For instance, consider the case when {g=1} and {P(0,z) = z^2 - a_1 z + q} for some real {a_1} with {|a_1| \leq 2\sqrt{q}}. Then the quadratic polynomial

\displaystyle  P(t,z) = e^t z^2 - a_1 z + e^t q

has zeroes

\displaystyle  \frac{a_1 \pm \sqrt{a_1^2 - 4 e^{2t} q}}{2e^t}

and one easily checks that these zeroes lie on the circle {\{ |z|=\sqrt{q}\}} when {t \geq \log \frac{|a_1|}{2\sqrt{q}}}, and are on the real axis otherwise. Thus in this case we have {\Lambda = \log \frac{|a_1|}{2\sqrt{q}}} (with {\Lambda=-\infty} if {a_1=0}). Note how as {t} increases to {+\infty}, the zeroes repel each other and eventually converge to {\pm i \sqrt{q}}, while as {t} decreases to {-\infty}, the zeroes collide and then separate on the real axis, with one zero going to the origin and the other to infinity.

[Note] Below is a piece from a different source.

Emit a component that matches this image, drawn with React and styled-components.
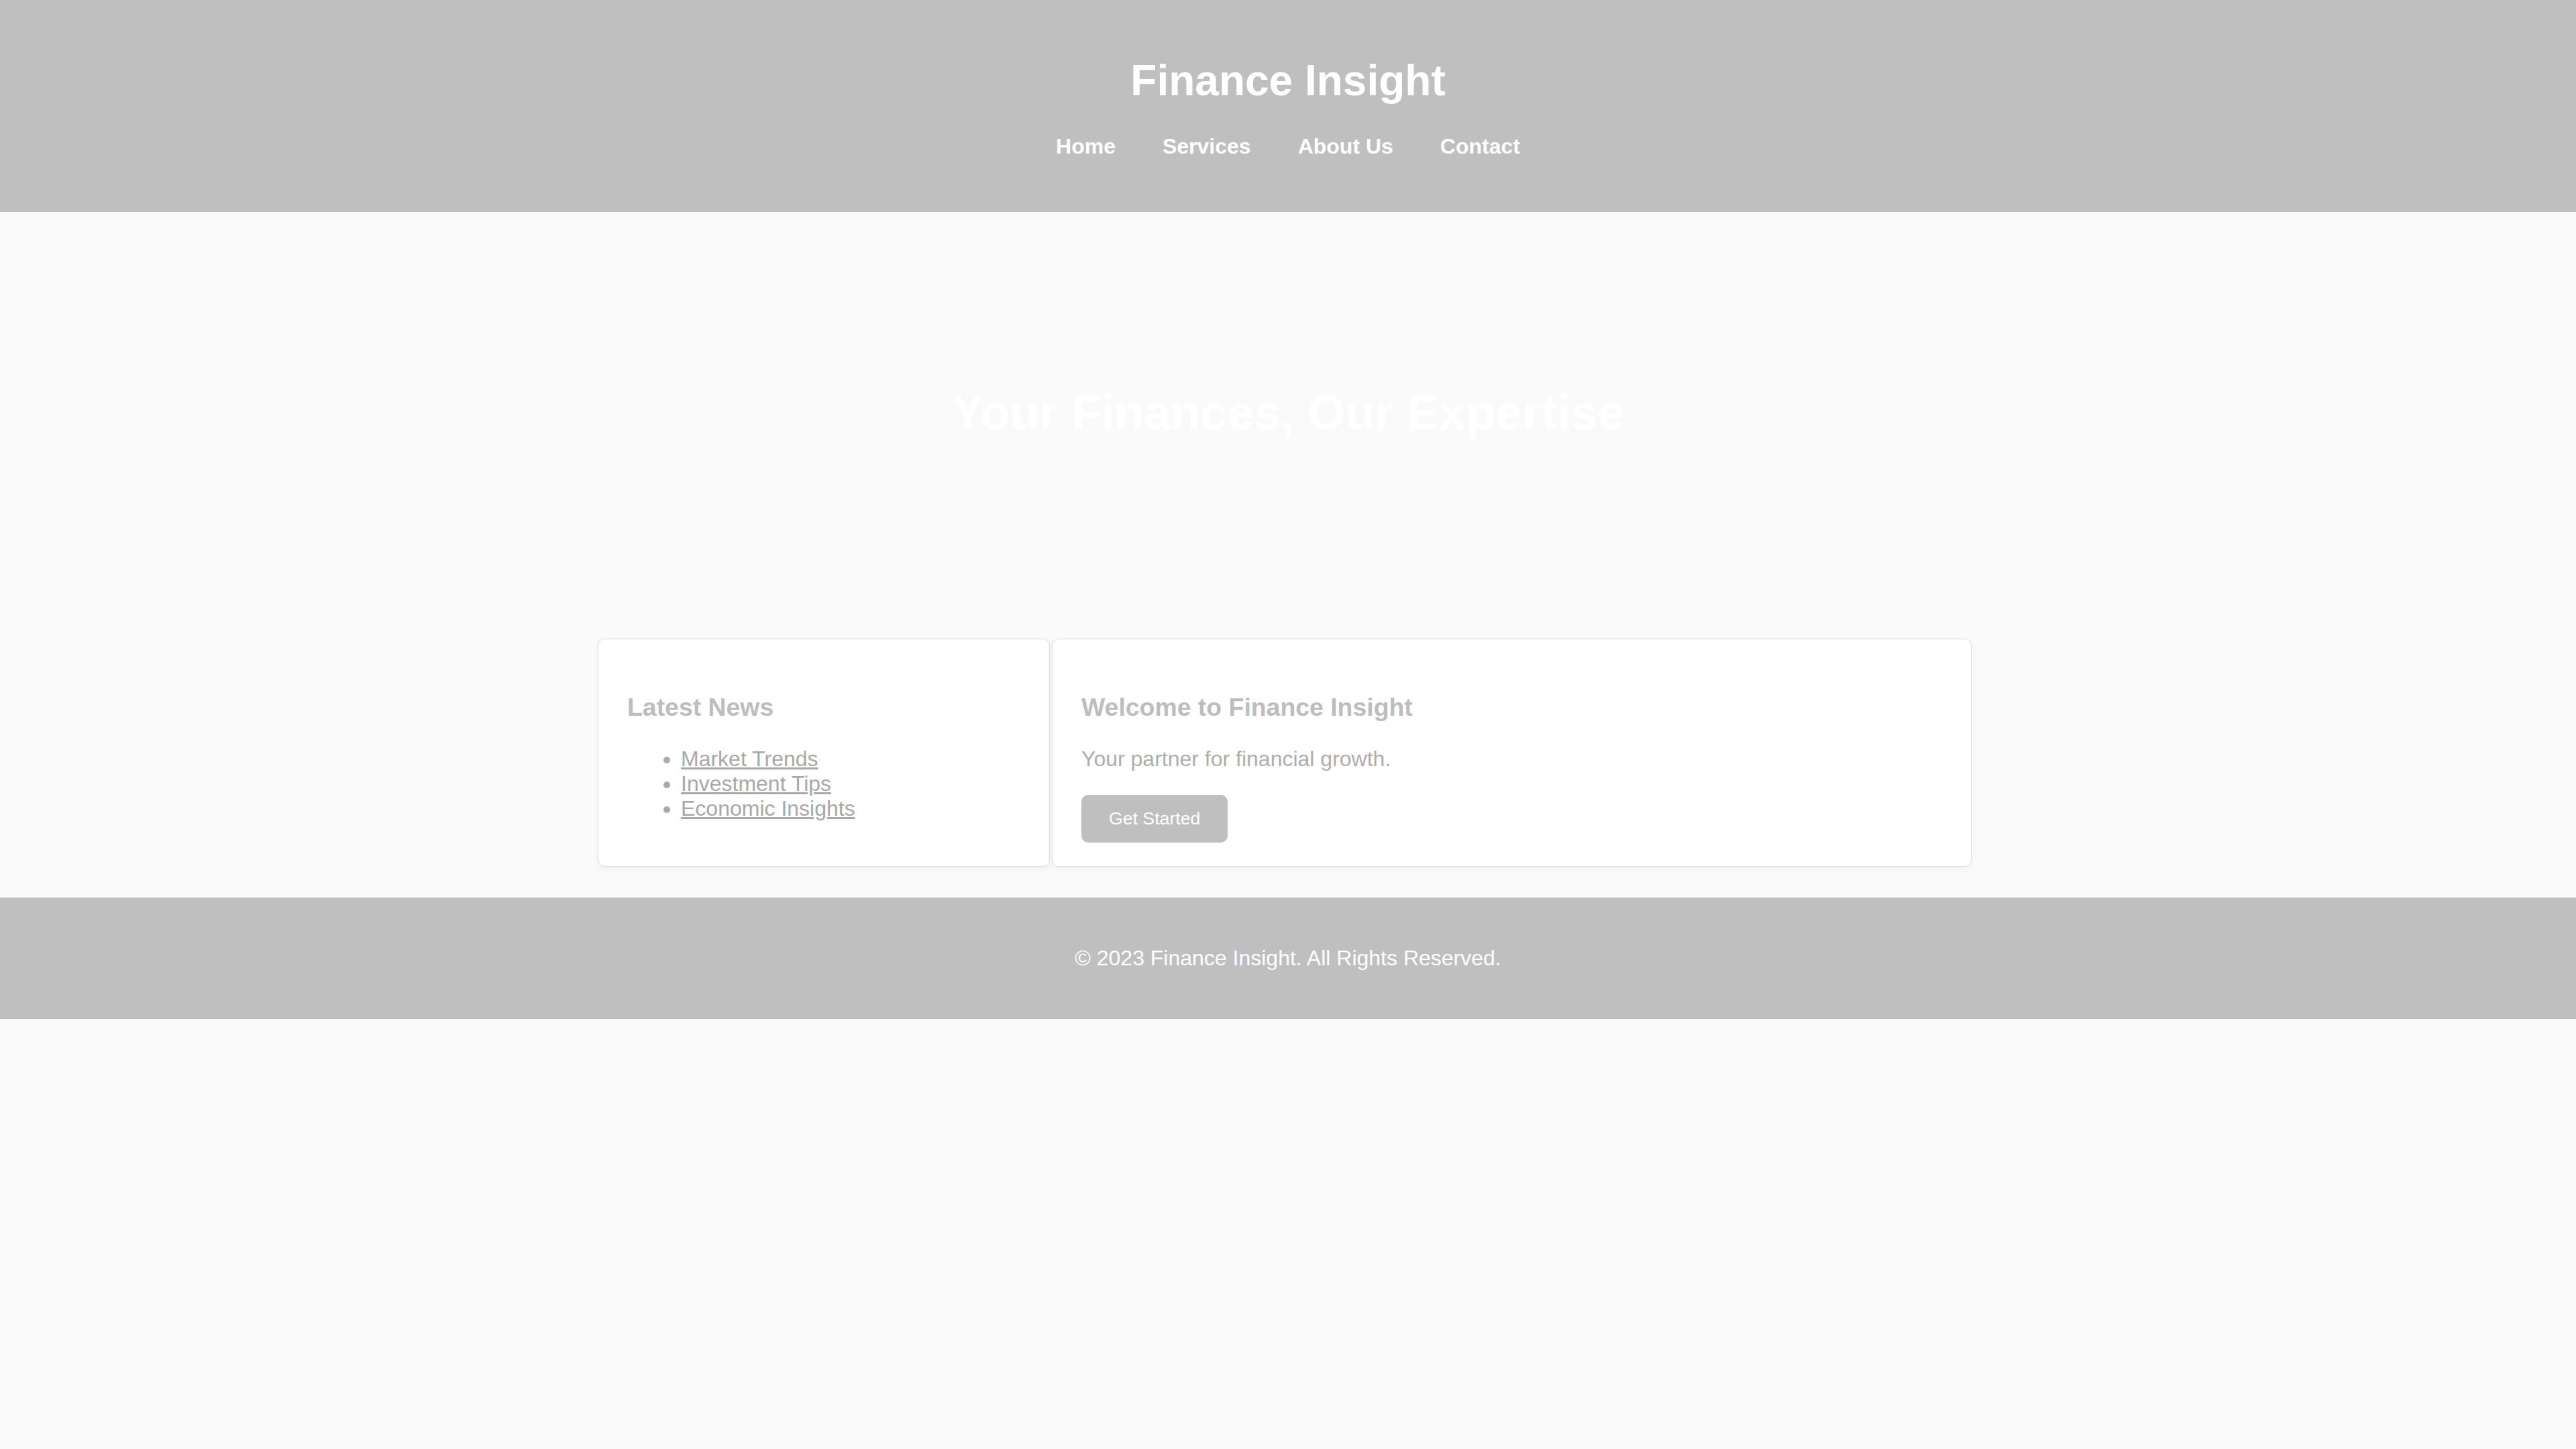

The arguments in my paper with Brad Rodgers (discussed in this previous post) indicate that for a “typical” polynomial {P} of degree {g} that obeys the Riemann hypothesis, the expected time to relaxation to equilibrium (in which the zeroes are equally spaced) should be comparable to {1/g}, basically because the average spacing is {1/g} and hence by (3) the typical velocity of the zeroes should be comparable to {g}, and the diameter of the unit circle is comparable to {1}, thus requiring time comparable to {1/g} to reach equilibrium. Taking contrapositives, this suggests that the de Bruijn-Newman constant {\Lambda} should typically take on values comparable to {-1/g} (since typically one would not expect the initial configuration of zeroes to be close to evenly spaced). I have not attempted to formalise or prove this claim, but presumably one could do some numerics (perhaps using some of the examples of {P} given previously) to explore this further.